### [Requirement]
The listing below must be repeated word for word, with its images excluded.

-- start Given data --

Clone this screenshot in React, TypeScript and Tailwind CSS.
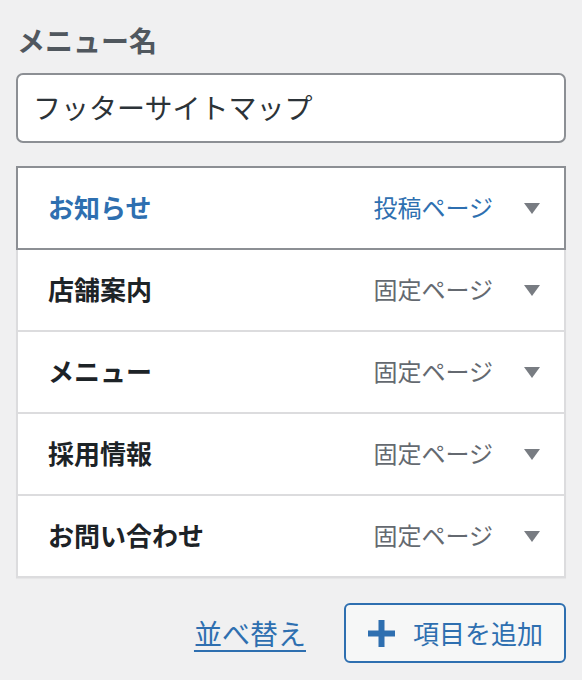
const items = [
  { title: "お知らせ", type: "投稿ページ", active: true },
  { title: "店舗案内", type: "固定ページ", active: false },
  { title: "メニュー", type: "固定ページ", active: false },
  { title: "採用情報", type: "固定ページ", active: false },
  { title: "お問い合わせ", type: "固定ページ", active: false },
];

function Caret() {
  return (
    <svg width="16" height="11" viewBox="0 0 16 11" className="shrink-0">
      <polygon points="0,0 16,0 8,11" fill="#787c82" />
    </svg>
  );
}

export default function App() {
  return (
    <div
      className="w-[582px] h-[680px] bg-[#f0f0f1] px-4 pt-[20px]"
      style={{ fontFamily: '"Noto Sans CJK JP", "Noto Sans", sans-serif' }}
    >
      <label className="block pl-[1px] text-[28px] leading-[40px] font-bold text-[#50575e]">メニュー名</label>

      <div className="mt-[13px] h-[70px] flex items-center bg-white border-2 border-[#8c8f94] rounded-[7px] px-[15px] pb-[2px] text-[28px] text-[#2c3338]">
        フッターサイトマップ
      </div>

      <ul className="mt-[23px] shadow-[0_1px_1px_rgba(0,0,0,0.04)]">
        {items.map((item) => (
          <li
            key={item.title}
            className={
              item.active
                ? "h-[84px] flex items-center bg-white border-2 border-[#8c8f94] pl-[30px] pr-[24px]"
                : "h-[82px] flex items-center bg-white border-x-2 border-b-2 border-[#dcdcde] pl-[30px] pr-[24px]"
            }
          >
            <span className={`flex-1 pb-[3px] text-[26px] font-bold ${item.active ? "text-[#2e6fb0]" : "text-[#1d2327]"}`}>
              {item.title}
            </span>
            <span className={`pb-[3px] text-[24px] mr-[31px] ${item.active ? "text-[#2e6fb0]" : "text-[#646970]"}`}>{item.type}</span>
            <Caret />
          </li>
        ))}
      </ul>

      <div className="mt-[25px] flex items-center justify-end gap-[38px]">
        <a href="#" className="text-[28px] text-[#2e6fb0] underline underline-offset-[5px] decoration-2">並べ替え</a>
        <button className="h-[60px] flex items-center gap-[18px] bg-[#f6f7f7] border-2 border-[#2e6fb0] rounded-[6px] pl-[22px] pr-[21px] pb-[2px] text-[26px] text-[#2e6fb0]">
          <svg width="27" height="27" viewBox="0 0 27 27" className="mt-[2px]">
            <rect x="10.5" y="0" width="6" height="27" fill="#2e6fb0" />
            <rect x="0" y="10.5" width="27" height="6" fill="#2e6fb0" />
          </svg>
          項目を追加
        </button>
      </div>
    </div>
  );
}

-- end Given data --

### [Right answer]
Clone this screenshot in React, TypeScript and Tailwind CSS.
const items = [
  { title: "お知らせ", type: "投稿ページ", active: true },
  { title: "店舗案内", type: "固定ページ", active: false },
  { title: "メニュー", type: "固定ページ", active: false },
  { title: "採用情報", type: "固定ページ", active: false },
  { title: "お問い合わせ", type: "固定ページ", active: false },
];

function Caret() {
  return (
    <svg width="16" height="11" viewBox="0 0 16 11" className="shrink-0">
      <polygon points="0,0 16,0 8,11" fill="#787c82" />
    </svg>
  );
}

export default function App() {
  return (
    <div
      className="w-[582px] h-[680px] bg-[#f0f0f1] px-4 pt-[20px]"
      style={{ fontFamily: '"Noto Sans CJK JP", "Noto Sans", sans-serif' }}
    >
      <label className="block pl-[1px] text-[28px] leading-[40px] font-bold text-[#50575e]">メニュー名</label>

      <div className="mt-[13px] h-[70px] flex items-center bg-white border-2 border-[#8c8f94] rounded-[7px] px-[15px] pb-[2px] text-[28px] text-[#2c3338]">
        フッターサイトマップ
      </div>

      <ul className="mt-[23px] shadow-[0_1px_1px_rgba(0,0,0,0.04)]">
        {items.map((item) => (
          <li
            key={item.title}
            className={
              item.active
                ? "h-[84px] flex items-center bg-white border-2 border-[#8c8f94] pl-[30px] pr-[24px]"
                : "h-[82px] flex items-center bg-white border-x-2 border-b-2 border-[#dcdcde] pl-[30px] pr-[24px]"
            }
          >
            <span className={`flex-1 pb-[3px] text-[26px] font-bold ${item.active ? "text-[#2e6fb0]" : "text-[#1d2327]"}`}>
              {item.title}
            </span>
            <span className={`pb-[3px] text-[24px] mr-[31px] ${item.active ? "text-[#2e6fb0]" : "text-[#646970]"}`}>{item.type}</span>
            <Caret />
          </li>
        ))}
      </ul>

      <div className="mt-[25px] flex items-center justify-end gap-[38px]">
        <a href="#" className="text-[28px] text-[#2e6fb0] underline underline-offset-[5px] decoration-2">並べ替え</a>
        <button className="h-[60px] flex items-center gap-[18px] bg-[#f6f7f7] border-2 border-[#2e6fb0] rounded-[6px] pl-[22px] pr-[21px] pb-[2px] text-[26px] text-[#2e6fb0]">
          <svg width="27" height="27" viewBox="0 0 27 27" className="mt-[2px]">
            <rect x="10.5" y="0" width="6" height="27" fill="#2e6fb0" />
            <rect x="0" y="10.5" width="27" height="6" fill="#2e6fb0" />
          </svg>
          項目を追加
        </button>
      </div>
    </div>
  );
}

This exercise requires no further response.